In all the discussion about what went wrong at Kraft Heinz, one place worth focusing on is the board. The directors who oversee the ketchup and cheese maker, shares in which have fallen 31 percent since a profit warning on Feb. 21, might have helped the company avoid its current strategic rut if they’d had broader experience, and fewer other demands on their time.
The 11-person board of Kraft Heinz does tick two boxes. It gives representation to the company’s biggest shareholders, Brazilian investment group 3G Capital and Warren Buffett’s Berkshire Hathaway, roughly in proportion to their 49 percent stake. There’s also no shortage of consumer-goods expertise – directors have worked for companies like PepsiCo, Nike, Walmart and other 3G properties like Anheuser-Busch InBev and Burger King.
But compared with rivals, Kraft Heinz misses a trick. Coca-Cola, the $195 billion drinks behemoth, has picked directors with senior roles at some of the world’s biggest finance companies, for example – including Santander boss Ana Botín – alongside executives from gaming, cloud computing and philanthropy among other industries. Switzerland’s Nestlé has luminaries from luxury goods, oil and gas, insurance and a former U.S. secretary of agriculture, Ann Veneman. Both companies have delivered better returns for shareholders than Kraft Heinz over the past three years.
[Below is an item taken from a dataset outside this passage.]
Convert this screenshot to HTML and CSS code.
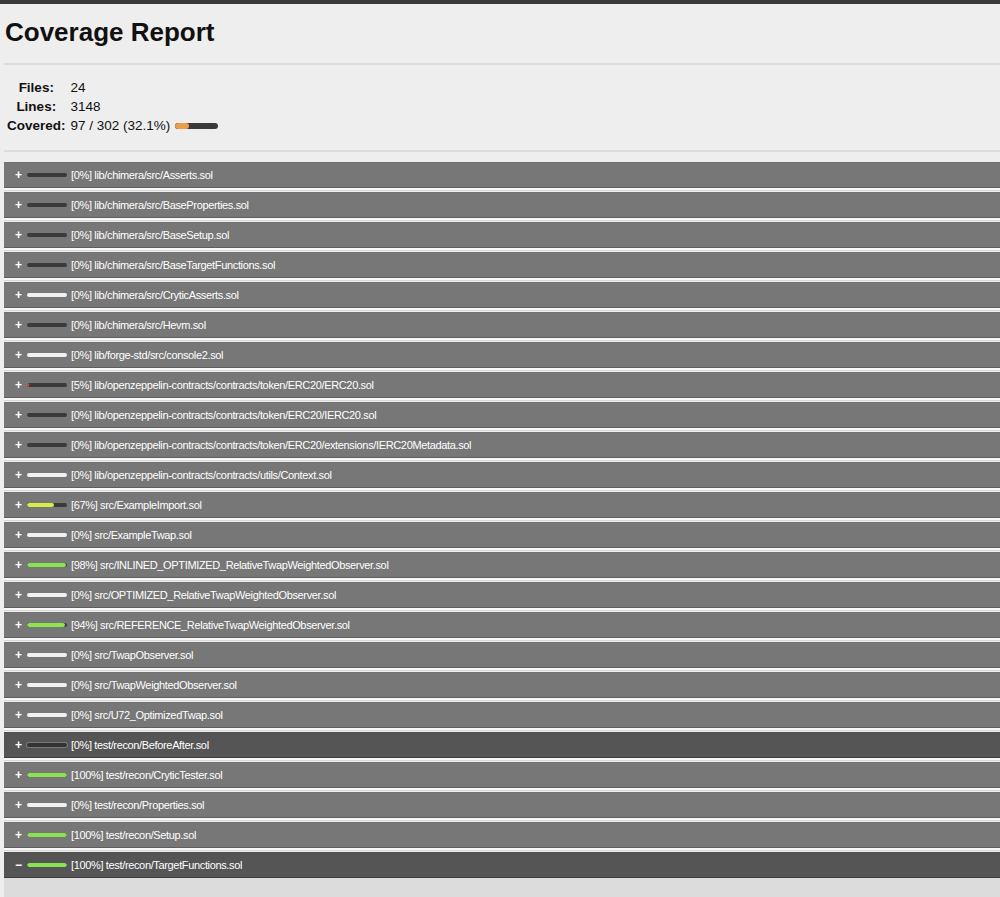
FILE: index.html
```html
<!DOCTYPE html>
<html lang="en">
<head>
<meta charset="utf-8">
<title>Coverage Report</title>
<link rel="stylesheet" href="styles.css">
</head>
<body>
<div class="topbar"></div>
<main class="page">
  <h1 class="title">Coverage Report</h1>
  <hr class="rule">
  <table class="stats">
    <tr><th>Files:</th><td>24</td></tr>
    <tr><th>Lines:</th><td>3148</td></tr>
    <tr><th>Covered:</th><td>97 / 302 (32.1%) <span class="bar bar--summary"><span class="fill" style="width:32.1%;background:hsl(32,78%,60%)"></span></span></td></tr>
  </table>
  <hr class="rule rule--bottom">
  <ul class="files">
    <li class="file"><span class="toggle">+</span><span class="bar"><span class="fill" style="width:0%"></span></span><span class="name">[0%] lib/chimera/src/Asserts.sol</span></li>
    <li class="file"><span class="toggle">+</span><span class="bar"><span class="fill" style="width:0%"></span></span><span class="name">[0%] lib/chimera/src/BaseProperties.sol</span></li>
    <li class="file"><span class="toggle">+</span><span class="bar"><span class="fill" style="width:0%"></span></span><span class="name">[0%] lib/chimera/src/BaseSetup.sol</span></li>
    <li class="file"><span class="toggle">+</span><span class="bar"><span class="fill" style="width:0%"></span></span><span class="name">[0%] lib/chimera/src/BaseTargetFunctions.sol</span></li>
    <li class="file"><span class="toggle">+</span><span class="bar bar--empty"></span><span class="name">[0%] lib/chimera/src/CryticAsserts.sol</span></li>
    <li class="file"><span class="toggle">+</span><span class="bar"><span class="fill" style="width:0%"></span></span><span class="name">[0%] lib/chimera/src/Hevm.sol</span></li>
    <li class="file"><span class="toggle">+</span><span class="bar bar--empty"></span><span class="name">[0%] lib/forge-std/src/console2.sol</span></li>
    <li class="file"><span class="toggle">+</span><span class="bar"><span class="fill" style="width:5%;background:hsl(5,75%,55%)"></span></span><span class="name">[5%] lib/openzeppelin-contracts/contracts/token/ERC20/ERC20.sol</span></li>
    <li class="file"><span class="toggle">+</span><span class="bar"><span class="fill" style="width:0%"></span></span><span class="name">[0%] lib/openzeppelin-contracts/contracts/token/ERC20/IERC20.sol</span></li>
    <li class="file"><span class="toggle">+</span><span class="bar"><span class="fill" style="width:0%"></span></span><span class="name">[0%] lib/openzeppelin-contracts/contracts/token/ERC20/extensions/IERC20Metadata.sol</span></li>
    <li class="file"><span class="toggle">+</span><span class="bar bar--empty"></span><span class="name">[0%] lib/openzeppelin-contracts/contracts/utils/Context.sol</span></li>
    <li class="file"><span class="toggle">+</span><span class="bar"><span class="fill" style="width:67%;background:hsl(67,80%,60%)"></span></span><span class="name">[67%] src/ExampleImport.sol</span></li>
    <li class="file"><span class="toggle">+</span><span class="bar bar--empty"></span><span class="name">[0%] src/ExampleTwap.sol</span></li>
    <li class="file"><span class="toggle">+</span><span class="bar"><span class="fill" style="width:98%;background:hsl(96,72%,60%)"></span></span><span class="name">[98%] src/INLINED_OPTIMIZED_RelativeTwapWeightedObserver.sol</span></li>
    <li class="file"><span class="toggle">+</span><span class="bar bar--empty"></span><span class="name">[0%] src/OPTIMIZED_RelativeTwapWeightedObserver.sol</span></li>
    <li class="file"><span class="toggle">+</span><span class="bar"><span class="fill" style="width:94%;background:hsl(94,72%,60%)"></span></span><span class="name">[94%] src/REFERENCE_RelativeTwapWeightedObserver.sol</span></li>
    <li class="file"><span class="toggle">+</span><span class="bar bar--empty"></span><span class="name">[0%] src/TwapObserver.sol</span></li>
    <li class="file"><span class="toggle">+</span><span class="bar bar--empty"></span><span class="name">[0%] src/TwapWeightedObserver.sol</span></li>
    <li class="file"><span class="toggle">+</span><span class="bar bar--empty"></span><span class="name">[0%] src/U72_OptimizedTwap.sol</span></li>
    <li class="file file--active"><span class="toggle">+</span><span class="bar bar--outlined"><span class="fill" style="width:0%"></span></span><span class="name">[0%] test/recon/BeforeAfter.sol</span></li>
    <li class="file"><span class="toggle">+</span><span class="bar"><span class="fill" style="width:100%;background:hsl(96,72%,60%)"></span></span><span class="name">[100%] test/recon/CryticTester.sol</span></li>
    <li class="file"><span class="toggle">+</span><span class="bar bar--empty"></span><span class="name">[0%] test/recon/Properties.sol</span></li>
    <li class="file"><span class="toggle">+</span><span class="bar"><span class="fill" style="width:100%;background:hsl(96,72%,60%)"></span></span><span class="name">[100%] test/recon/Setup.sol</span></li>
    <li class="file file--active file--open"><span class="toggle">&minus;</span><span class="bar"><span class="fill" style="width:100%;background:hsl(96,72%,60%)"></span></span><span class="name">[100%] test/recon/TargetFunctions.sol</span></li>
  </ul>
  <div class="source"></div>
</main>
</body>
</html>
```

FILE: styles.css
```css
html, body {
  margin: 0;
  padding: 0;
  background: #eeeeee;
  font-family: "Liberation Sans", Arial, Helvetica, sans-serif;
  color: #111;
}

.topbar {
  height: 4px;
  background: #3a3a3a;
}

.page {
  padding-left: 4px;
  overflow: hidden;
}

.title {
  margin: 13px 0 0 1px;
  font-size: 26px;
  line-height: 30px;
  font-weight: bold;
  color: #111;
}

.rule {
  border: 0;
  border-top: 2px solid #dcdcdc;
  margin: 16px 0 0 0;
  height: 0;
}

.rule--bottom {
  margin-top: 14px;
}

.stats {
  margin: 12px 0 0 0;
  font-size: 13.5px;
  line-height: 15px;
  border-spacing: 2px;
}

.stats th {
  padding: 1px;
  text-align: center;
  font-weight: bold;
}

.stats td {
  padding: 1px 1px 1px 2px;
  white-space: nowrap;
}

.bar {
  display: inline-block;
  position: relative;
  width: 40px;
  height: 4px;
  border-radius: 2px;
  background: #3a3a3a;
  overflow: hidden;
  flex: none;
}

.bar--summary {
  width: 43px;
  height: 6px;
  border-radius: 3px;
  vertical-align: 1px;
  margin-left: 1px;
}

.bar--empty {
  background: #f0f0f0;
}

.bar--outlined {
  box-shadow: 0 0 0 1px #7a7a7a;
  background: #333;
}

.fill {
  display: block;
  height: 100%;
  border-radius: inherit;
}

.files {
  list-style: none;
  margin: 10px 0 0 0;
  padding: 0;
}

.file {
  display: flex;
  align-items: center;
  box-sizing: border-box;
  height: 26px;
  padding-left: 10px;
  background: #777777;
  border-top: 1px solid #727272;
  border-bottom: 1px solid #5e5e5e;
  box-shadow: 0 2px 0 #f8f8f8, 0 3px 0 #d8d8d8;
  margin-bottom: 4px;
  color: #fff;
  font-size: 11px;
  letter-spacing: -0.35px;
  white-space: nowrap;
}

.file--active {
  background: #555555;
  border-top-color: #505050;
  border-bottom-color: #3c3c3c;
}

.file--open {
  margin-bottom: 0;
  box-shadow: none;
}

.toggle {
  width: 9px;
  text-align: center;
  font-weight: bold;
  font-size: 12px;
  letter-spacing: 0;
  margin-right: 4px;
  flex: none;
}

.name {
  margin-left: 4px;
}

.source {
  background: #dcdcdc;
  height: 120px;
}
```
Kraft Heinz’s board members are also spread thinly. All but two sit on three or more other boards; four members hold director positions in four or more companies. That might not be a problem in a business where everything is going well. But Kraft Heinz, which has badly disappointed shareholders, needs a board that can devote the time and resources needed to hold the feet of Chief Executive Bernardo Hees and his team to the fire.
Since Berkshire Hathaway and 3G own almost half of the company, they are unlikely to want to replace their own directors, and other investors can’t force them to. But that doesn’t mean there isn’t room for change. Kraft Heinz’s board only has 11 board members, where Nestlé, Kellogg, Mondelez, Pepsi and Coke all have more than 13. That means there’s space for the maker of Velveeta cheese to add a couple more. Fresh insights can only help.